The board comes with two N77 type toroidal ferrite cores for the CTs, a PCB, and a BNC connector. This configuration has been successfully tested to over 1000A. The boards have holes so they can be mounted to a chassis and/or stacked to have multiple outputs (for a DRSSTC, I like to use 3 - Feedback, OCD, and real time oscilloscope measurement with a 3 meter BNC cable. Make sure to add burden resistor to the scope measurement transformer!!).

Example configurations: (if you're not interested in the theory or want a quick solution)

1. 0 - 250 A(peak) 1:16:16 = 1:256 5R 2W burden = ~2V out / 100A (22 - 24G)
2. 250 - 500 A(peak) 1:23:22 = 1:506 5R 2W burden = ~1V out / 100A (22 - 24G)
3. 500 - 1000 A(peak) 1:32:32 = 1:1024 5R 2W burden = ~0.5V out / 100A (24G)

As a rule of thumb it is best to keep currents around 1A at the max voltage you plan to see through your primary. For simplicity in 100V increments, these are my go-to's. Accuracy of the output voltage will depend on burden resistor tolerance.

The theory:

The transformer equation tells us that the ratio of the number of turns in the primary to the number of turns in the secondary is proportional to the voltage and current change across the coils when the transformer is running.
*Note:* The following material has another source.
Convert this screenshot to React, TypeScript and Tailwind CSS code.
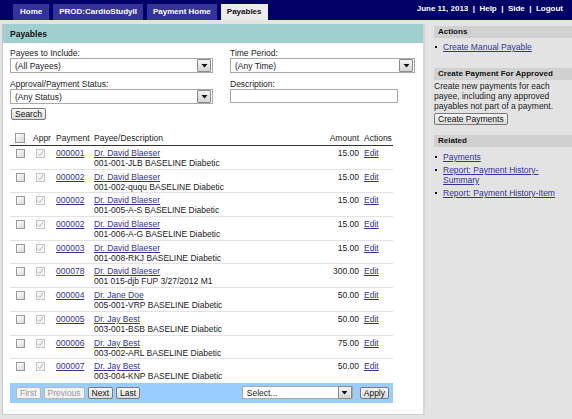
import React from "react";

const LINK = "text-[#333399] underline";

function Arrow() {
  return (
    <span className="flex h-[13px] w-[14px] items-center justify-center border border-[#8a8a8a] bg-gradient-to-b from-[#f4f4f4] to-[#d4d4d4] rounded-[1px]">
      <svg width="7" height="5" viewBox="0 0 7 5">
        <path d="M0.5 1 L6.5 1 L3.5 4.5 Z" fill="#111" />
      </svg>
    </span>
  );
}

function Select({ text, w }: { text: string; w: string }) {
  return (
    <div className={`${w} flex h-[15px] items-center justify-between border border-[#a9a9a9] bg-white pl-[4px] pr-[1px]`}>
      <span className="text-[#222]">{text}</span>
      <Arrow />
    </div>
  );
}

function Box() {
  return (
    <span className="block h-[9px] w-[9px] border border-[#9a9a9a] bg-gradient-to-br from-[#ffffff] to-[#d9d9d9]" />
  );
}

function CheckedBox() {
  return (
    <span className="flex h-[9px] w-[9px] items-center justify-center border border-[#c6c6c6] bg-[#f6f6f6]">
      <svg width="7" height="7" viewBox="0 0 7 7">
        <path d="M1 3.8 L2.8 5.6 L6 1" stroke="#b0b0b0" strokeWidth="1" fill="none" />
      </svg>
    </span>
  );
}

function Btn({ children, disabled }: { children: React.ReactNode; disabled?: boolean }) {
  return (
    <span
      className={`inline-flex h-[12px] items-center rounded-[2px] border px-[3px] ${
        disabled ? "border-[#b8b8b8] bg-[#f2f2f2] text-[#9a9a9a]" : "border-[#7a7a7a] bg-gradient-to-b from-[#f8f8f8] to-[#dcdcdc] text-[#111]"
      }`}
    >
      {children}
    </span>
  );
}

const rows = [
  ["000001", "Dr. David Blaeser", "001-001-JLB BASELINE Diabetic", "15.00"],
  ["000002", "Dr. David Blaeser", "001-002-ququ BASELINE Diabetic", "15.00"],
  ["000002", "Dr. David Blaeser", "001-005-A-S BASELINE Diabetic", "15.00"],
  ["000002", "Dr. David Blaeser", "001-006-A-G BASELINE Diabetic", "15.00"],
  ["000003", "Dr. David Blaeser", "001-008-RKJ BASELINE Diabetic", "15.00"],
  ["000078", "Dr. David Blaeser", "001 015-djb FUP 3/27/2012 M1", "300.00"],
  ["000004", "Dr. Jane Doe", "005-001-VRP BASELINE Diabetic", "50.00"],
  ["000005", "Dr. Jay Best", "003-001-BSB BASELINE Diabetic", "50.00"],
  ["000006", "Dr. Jay Best", "003-002-ARL BASELINE Diabetic", "75.00"],
  ["000007", "Dr. Jay Best", "003-004-KNP BASELINE Diabetic", "50.00"],
];

function SideHeader({ children }: { children: React.ReactNode }) {
  return (
    <div className="ml-[9px] flex h-[12px] items-center bg-[#d0d0d0] pl-[4px] text-[8px] font-bold text-[#111]">
      {children}
    </div>
  );
}

function Bullet({ children }: { children: React.ReactNode }) {
  return (
    <div className="flex items-start">
      <span className="mt-[4px] ml-[10px] mr-[6px] block h-[2px] w-[2px] shrink-0 bg-[#111]" />
      <span>{children}</span>
    </div>
  );
}

export default function App() {
  return (
    <div className="relative h-[419px] w-[572px] overflow-hidden bg-[#e3e3e3] font-['Liberation_Sans',Arial,sans-serif] text-[8.5px] leading-[10px] text-[#222]">
      {/* Top bar */}
      <div className="flex h-[20px] items-end justify-between bg-[#000066] pl-[13px] pr-[9px]">
        <div className="flex gap-[4px] text-[8px] font-bold">
          <span className="flex h-[16px] items-center bg-[#333399] px-[7px] text-white">Home</span>
          <span className="flex h-[16px] items-center bg-[#333399] px-[6px] text-white">PROD:CardioStudyII</span>
          <span className="flex h-[16px] items-center bg-[#333399] px-[6px] text-white">Payment Home</span>
          <span className="flex h-[16px] items-center bg-[#ececec] px-[6px] text-[#111]">Payables</span>
        </div>
        <div className="mb-[6px] text-[8px] font-bold text-white">
          June 11, 2013 &nbsp;|&nbsp; Help &nbsp;|&nbsp; Side &nbsp;|&nbsp; Logout
        </div>
      </div>

      <div className="flex pt-[4px]">
        {/* Main panel */}
        <div className="ml-[2px] h-[391px] w-[423px] border-l border-b border-r-2 border-l-[#c8c8c8] border-b-[#d0d0d0] border-r-[#d6d6d6] bg-white">
          <div className="flex h-[19px] items-center bg-[#9fcfcf] pl-[7px] text-[8.5px] font-bold text-[#111]">Payables</div>

          <div className="px-[7px]">
            <div className="mt-[6px] grid grid-cols-[203px_185px] gap-x-[17px]">
              <div>
                <div className="h-[9px] leading-[9px]">Payees to Include:</div>
                <Select text="(All Payees)" w="w-[203px]" />
              </div>
              <div>
                <div className="h-[9px] leading-[9px]">Time Period:</div>
                <Select text="(Any Time)" w="w-[185px]" />
              </div>
              <div className="mt-[7px]">
                <div className="h-[9px] leading-[9px]">Approval/Payment Status:</div>
                <Select text="(Any Status)" w="w-[203px]" />
              </div>
              <div className="mt-[7px]">
                <div className="h-[9px] leading-[9px]">Description:</div>
                <div className="h-[14px] w-[168px] border border-[#a9a9a9] bg-white" />
              </div>
            </div>

            <div className="mt-[4px] ml-[1px]">
              <Btn>Search</Btn>
            </div>

            {/* Table */}
            <div className="mt-[11px] w-[383px]">
              <div className="flex h-[15px] items-center border-b border-[#333]">
                <div className="flex w-[20px] justify-center">
                  <span className="block h-[10px] w-[10px] border border-[#9a9a9a] bg-gradient-to-br from-white to-[#d9d9d9]" />
                </div>
                <div className="w-[20px] pl-[3px]">Appr</div>
                <div className="w-[39px] pl-[6px]">Payment</div>
                <div className="flex-1 pl-[5px]">Payee/Description</div>
                <div className="w-[60px] text-right">Amount</div>
                <div className="w-[34px] pl-[5px]">Actions</div>
              </div>
              {rows.map((r, i) => (
                <div key={i} className={`flex h-[23.7px] pt-[2px] ${i < rows.length - 1 ? "border-b border-[#e2e2e2]" : ""}`}>
                  <div className="flex w-[20px] justify-center pt-[1px]">
                    <Box />
                  </div>
                  <div className="flex w-[20px] justify-center pt-[1px]">
                    <CheckedBox />
                  </div>
                  <div className="w-[39px] pl-[6px]">
                    <span className={LINK}>{r[0]}</span>
                  </div>
                  <div className="flex-1 pl-[5px]">
                    <div>
                      <span className={LINK}>{r[1]}</span>
                    </div>
                    <div>{r[2]}</div>
                  </div>
                  <div className="w-[60px] text-right">{r[3]}</div>
                  <div className="w-[34px] pl-[5px]">
                    <span className={LINK}>Edit</span>
                  </div>
                </div>
              ))}
              <div className="flex h-[20px] items-center justify-between bg-[#99ccff] pl-[6px] pr-[4px]">
                <div className="flex gap-[3px]">
                  <Btn disabled>First</Btn>
                  <Btn disabled>Previous</Btn>
                  <Btn>Next</Btn>
                  <Btn>Last</Btn>
                </div>
                <div className="flex items-center gap-[7px]">
                  <div className="flex h-[13px] w-[111px] items-center justify-between border border-[#a9a9a9] bg-white pl-[4px]">
                    <span>Select...</span>
                    <Arrow />
                  </div>
                  <Btn>Apply</Btn>
                </div>
              </div>
            </div>
          </div>
        </div>

        {/* Side panel */}
        <div className="flex-1 pt-[2px]">
          <SideHeader>Actions</SideHeader>
          <div className="mt-[4px]">
            <Bullet>
              <span className={LINK}>Create Manual Payable</span>
            </Bullet>
          </div>
          <div className="mt-[16px]">
            <SideHeader>Create Payment For Approved</SideHeader>
          </div>
          <div className="ml-[9px] mt-[1px] pr-[4px] leading-[10px]">
            Create new payments for each
            <br />
            payee, including any approved
            <br />
            payables not part of a payment.
          </div>
          <div className="ml-[9px] mt-[2px]">
            <Btn>Create Payments</Btn>
          </div>
          <div className="mt-[10px]">
            <SideHeader>Related</SideHeader>
          </div>
          <div className="mt-[5px] flex flex-col gap-[3px] leading-[10px]">
            <Bullet>
              <span className={LINK}>Payments</span>
            </Bullet>
            <Bullet>
              <span className={LINK}>Report: Payment History-</span>
              <br />
              <span className={LINK}>Summary</span>
            </Bullet>
            <Bullet>
              <span className={LINK}>Report: Payment History-Item</span>
            </Bullet>
          </div>
        </div>
      </div>
    </div>
  );
}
        Np/Ns = Vp/Vs = Ip/Is

So a step-down current transformer such as this is intended to get these huge currents and step them down to a much smaller level that we can measure. By running a high current wire through a toroid transformer wound with many turns, we are stepping down the current through the wire by the ratio of the number of turns around the toroid. Since the wire running through is acting as a primary coil with 1 turn, if the secondary of the transformer has 32 turns, we will see a current that is 1/32 the magnitude of that going through the wire. However if we are trying to measure 1,000A and have about 1A on the output, we start to run into issues with having to wrap something 1,000 times. So if we want to measure 250A, 500A or even over 1000A, we have to get a little creative.

The "cascading" of the transformers allows us to step the current down much further by wrapping the output of one transformer around another step down transformer. In the example above of a single wrap to a 32 wrap being a 1/32 ratio, and we wrap the secondary of that one around a second transformer to create another 1/32 step down, we are now stepping down 1/32*32, or 1:1024 times reduction in current.

Now how do we ACTUALLY measure this? Well, we use a "burden resistor" across the output to create a voltage across the output of the transformer. Then, we can use our old friend ohms law to calculate the current across the output of the known resistor value. So if we have 1,000A, reduced by 1:1024 = 0.9765A on the output. If we add a 5R resistor (capable of handling that current) across the output and use V = I * R, we see that we get 4.88V (~5V) on the output at 1,000V, which is 0.48V (~0.5V) for every 100A through the high current primary.

Quick Note: NEVER USE A CURRENT TRANSFORMER WITHOUT A BURDEN RESISTOR !!!... Seriously. The voltages seen are unbelievably high if you don't, which will certainly destroy anything you connect it too and could easily give you a nice zap if you're not careful.